I was only 19-years-old, but in those quiet moments, I began to wonder how this would change us, as a nation and as individuals. When I reached the building where my office was located, the quiet was disconcerting. The only sounds came from a television rolled into the faculty lounge where everyone crowded around to watch the live coverage, all too stunned to even comment.
It was shocking to see New York City look like countries at war, ones I had learned about in class. Ones that seemed light years away from my small, egocentric, teen life. The university closed early and the ride home was solemn. I listened to the radio-every station was broadcasting live news about the events-and every car leaving the parking garage was tuned in, windows down. I was crying, as were most of the students I saw leaving campus.
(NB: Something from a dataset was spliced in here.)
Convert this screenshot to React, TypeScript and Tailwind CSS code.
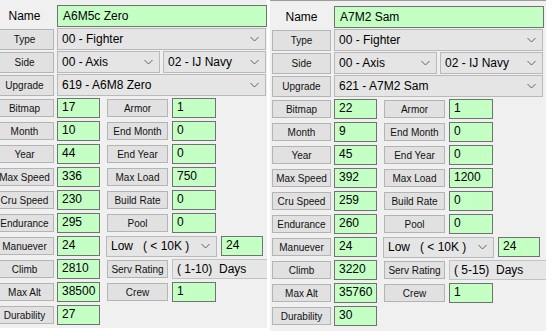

Then, in what I now realize was a response to my being an HSP, I turned the radio off and drove the remaining 15 minutes home, in silence.
In retrospect, it almost seemed like I was bracing myself for the onslaught of news coverage, media attention, and Internet frenzy. It was as if I had some foresight to know these might be my last few moments of silence, before being forever changed by the images I would see later in the evening. Like most Americans, I spent the rest of the evening watching news reports-absorbing every detail, every horrific story, and every traumatizing image. Silence was now a distant memory, replaced by chaos, fear, and horror. This continued for weeks, until I had reached my limit and turned off the television.
I have a clear memory of a week after the events, talking to my best friend on the phone and us both lamenting that even our beloved MTV and VH1 were airing benefits, footage, and/or stories about what was infamously being named 9/11. It wasn't that we were "over it", far from it. We were overLOADED and needed some semblance of our former lives back. What I realize now is we needed silence.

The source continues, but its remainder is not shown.